I returned after lunch Saturday afternoon in hopes of locating Seth Sklarey who played Orville, the lead and most disrespected zombie in the Bob Clark / Alan Ormsby cult classic Children Shouldn’t Play with Dead Things. After foolishly checking at the ticket office about cancellations and being told by one staff person “we don’t know we just collect the money”, I headed on to the floor to look for myself. I located Mr. “knows it all” again and was told Sklarey had just set up at a back table originally labeled for Jasmine St. Claire. I was at least able to end the day on a high note by getting to visit with Mr. Sklarey and having some original memorabilia from Children, including a great lobby card featuring him, signed.
Feeling we had already exhausted everything the show had to offer, Byron and I headed back to our hotel wishing we hadn’t booked an extra night. As luck would have it, the hotel allowed us to cancel our reservation extremely late and we hastily blew town around 5PM Saturday evening. The trip back was far less traffic-plagued, so we managed to get back at a reasonable hour.

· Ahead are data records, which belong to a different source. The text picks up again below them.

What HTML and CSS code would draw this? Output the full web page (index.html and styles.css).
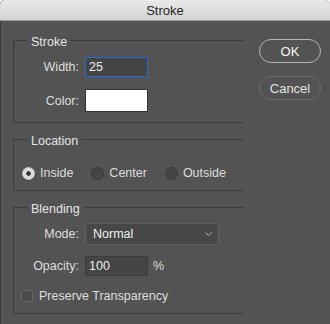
FILE: index.html
```html
<!DOCTYPE html>
<html lang="en">
<head>
  <meta charset="UTF-8" />
  <title>Stroke</title>
  <link rel="stylesheet" href="styles.css">
</head>
<body>
  <div class="dialog">
    <div class="title-bar">Stroke</div>

    <div class="dialog-body">
      <div class="groups">
        <!-- Stroke -->
        <fieldset class="group group-stroke">
          <legend>Stroke</legend>
          <div class="field">
            <label class="field-label">Width:</label>
            <input class="text-input focused" type="text" value="25">
          </div>
          <div class="field field-color">
            <label class="field-label">Color:</label>
            <div class="swatch"></div>
          </div>
        </fieldset>

        <!-- Location -->
        <fieldset class="group group-location">
          <legend>Location</legend>
          <div class="radio-row">
            <label class="radio"><input type="radio" name="loc" checked> Inside</label>
            <label class="radio"><input type="radio" name="loc"> Center</label>
            <label class="radio"><input type="radio" name="loc"> Outside</label>
          </div>
        </fieldset>

        <!-- Blending -->
        <fieldset class="group group-blending">
          <legend>Blending</legend>
          <div class="field">
            <label class="field-label">Mode:</label>
            <div class="select">
              <span>Normal</span>
              <svg width="7" height="4" viewBox="0 0 7 4"><path d="M0.5 0.5 L3.5 3.5 L6.5 0.5" fill="none" stroke="#bdbdbd" stroke-width="1"/></svg>
            </div>
          </div>
          <div class="field field-opacity">
            <label class="field-label">Opacity:</label>
            <input class="text-input" type="text" value="100">
            <span class="unit">%</span>
          </div>
          <label class="checkbox"><input type="checkbox"> Preserve Transparency</label>
        </fieldset>
      </div>

      <div class="buttons">
        <button class="btn btn-default">OK</button>
        <button class="btn">Cancel</button>
      </div>
    </div>
  </div>
</body>
</html>
```

FILE: styles.css
```css
:root {
  --panel: #535353;
  --line: #3d3d3d;
  --text: #dedede;
  --field: #454545;
  --focus: #2668d4;
  --font-stack: 'Liberation Sans', Arial, sans-serif;
}

* {
  box-sizing: border-box;
}

body {
  margin: 0;
  background: #ffffff;
  font-family: var(--font-stack);
  font-size: 12.5px;
  color: var(--text);
}

.dialog {
  width: 330px;
  height: 324px;
  background-color: var(--panel);
  border-radius: 5px 5px 0 0;
  box-shadow: inset 1px 0 0 #3a3a3a;
  overflow: hidden;
}

.title-bar {
  height: 21px;
  line-height: 21px;
  text-align: center;
  font-size: 13px;
  color: #262626;
  background: linear-gradient(#e9e9e9, #d3d3d3);
  border-bottom: 1px solid #9c9c9c;
}

.dialog-body {
  display: flex;
  gap: 15px;
  padding: 10px 0 0 13px;
}

.groups {
  width: 231px;
}

.group {
  margin: 0;
  padding: 0;
  border: 1px solid var(--line);
  border-right: none;
  min-width: 0;
}

.group + .group {
  margin-top: 7px;
}

/* legend text sits a little below the group line */
.group legend {
  margin-left: 13px;
  padding: 3px 4px 0;
  line-height: 16px;
  font-size: 12.5px;
  color: #e4e4e4;
}

.group-stroke {
  padding: 7px 0 10px;
}

.group-location {
  padding: 16px 0 9px;
}

.group-blending {
  padding: 6px 0 9px;
}

.field {
  display: flex;
  align-items: center;
  gap: 6px;
}

.field-color {
  margin-top: 12px;
}

.field-opacity {
  margin-top: 11px;
}

.field-label {
  width: 65px;
  text-align: right;
}

.text-input {
  width: 63px;
  height: 20px;
  margin: 0;
  padding: 0 3px;
  border: 1px solid #3c3c3c;
  background-color: var(--field);
  color: #ececec;
  font-family: var(--font-stack);
  font-size: 12.5px;
  outline: none;
}

.text-input.focused {
  border-color: var(--focus);
}

.swatch {
  width: 63px;
  height: 23px;
  background-color: #ffffff;
  border: 1px solid #333333;
}

.unit {
  margin-left: -1px;
}

.select {
  width: 134px;
  height: 22px;
  display: flex;
  align-items: center;
  justify-content: space-between;
  padding: 0 6px 0 7px;
  background-color: #474747;
  border: 1px solid #5f5f5f;
  border-radius: 3px;
  color: #f0f0f0;
}

.radio-row {
  display: flex;
  gap: 18px;
  padding-left: 8px;
  line-height: 16px;
}

.radio {
  display: flex;
  align-items: center;
  gap: 5px;
}

.radio input {
  appearance: none;
  width: 13px;
  height: 13px;
  margin: 0;
  border-radius: 50%;
  background-color: #464646;
  border: 1px solid #3a3a3a;
}

.radio input:checked {
  border-color: #cfcfcf;
  background: radial-gradient(circle, #3a3a3a 0 2px, #dcdcdc 2.6px);
}

.checkbox {
  display: flex;
  align-items: center;
  gap: 6px;
  margin: 12px 0 0 7px;
  line-height: 16px;
}

.checkbox input {
  appearance: none;
  width: 12px;
  height: 12px;
  margin: 0;
  border: 1px solid #6a6a6a;
  border-radius: 2px;
  background-color: #4b4b4b;
}

.buttons {
  display: flex;
  flex-direction: column;
  gap: 13px;
  padding-top: 8px;
}

.btn {
  width: 62px;
  height: 24px;
  margin: 0;
  padding: 0;
  border-radius: 12px;
  border: 1px solid #6c6c6c;
  background: transparent;
  color: #e2e2e2;
  font-family: var(--font-stack);
  font-size: 13px;
}

.btn-default {
  border-color: #b5b5b5;
  color: #f6f6f6;
}
```
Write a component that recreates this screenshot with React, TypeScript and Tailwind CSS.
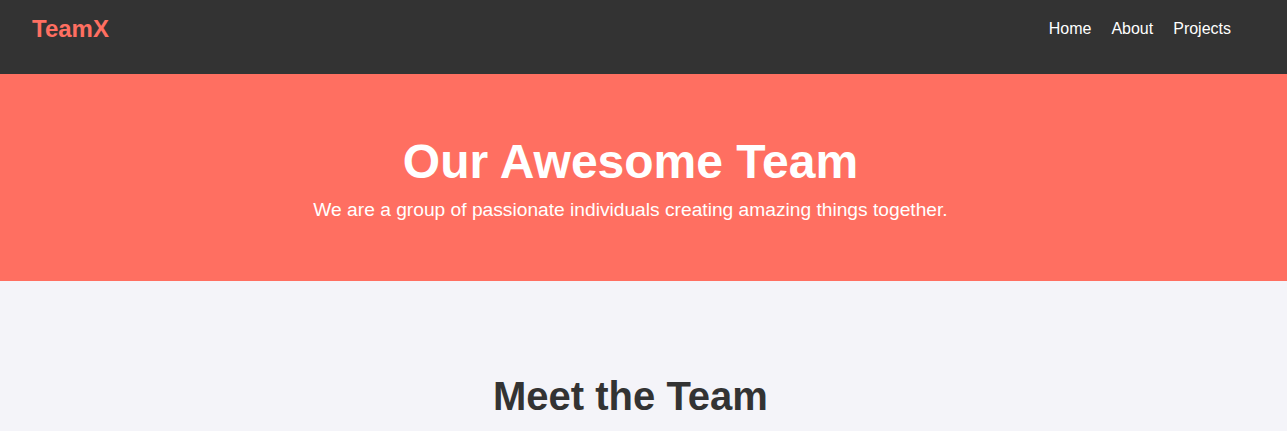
export default function App() {
  const links = ["Home", "About", "Projects"];

  return (
    <div className="min-h-screen bg-[#f4f4f9] font-['Liberation_Sans',Arial,sans-serif] text-[#333]">
      {/* Navbar */}
      <header className="flex h-[74px] items-start justify-between bg-[#333] px-8 pt-[15px]">
        <div className="text-[24px] font-bold leading-[normal] text-[#ff6f61]">TeamX</div>
        <nav className="mr-6 mt-[5px] flex gap-5">
          {links.map((l) => (
            <a key={l} href="#" className="text-[16px] leading-[normal] text-white">
              {l}
            </a>
          ))}
        </nav>
      </header>

      {/* Hero */}
      <section className="bg-[#ff6f61] py-[60px] pr-[26px] text-center text-white">
        <h1 className="mb-[10px] text-[48px] font-bold leading-[normal]">Our Awesome Team</h1>
        <p className="text-[19.2px] leading-[normal]">
          We are a group of passionate individuals creating amazing things together.
        </p>
      </section>

      {/* Team */}
      <section className="pt-[60px] pr-[26px] pb-16 text-center">
        <h2 className="mt-[33px] text-[40px] font-bold leading-[normal] text-[#333]">Meet the Team</h2>
      </section>
    </div>
  );
}
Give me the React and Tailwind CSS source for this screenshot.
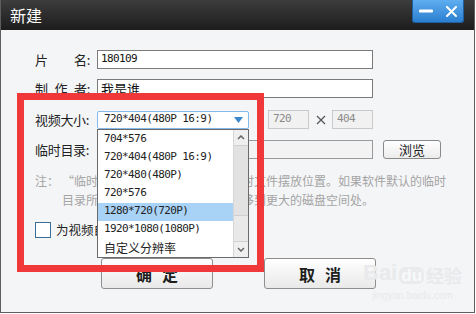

Screamfest seems to be a show loaded with potential but lacking in direction. If they want to be a celebrity show then they are starting off well but the selection seems to contradict every other facet of the convention. The emphasis on independent productions, modern music, and special effects doesn’t blend well with a roster of predominantly old school celebrities. While some, like Sid Haig, have straddled the gap into modern films, the majority belong to another era. This selection was exactly what made the show enjoyable to me but it was obvious from the lines (or lack thereof) that most attendees were only interested in a few of the newer guests. Some serious logistical planning also needs to be done and improved communications are badly needed if this show wants to reach the stature of the larger horror conventions. Vendor mix is always difficult to dictate but obviously more promotion is needed to at least increase the number at the show. While I would not completely discount attending this show in the future, at the present, Screamfest is more of a gasp.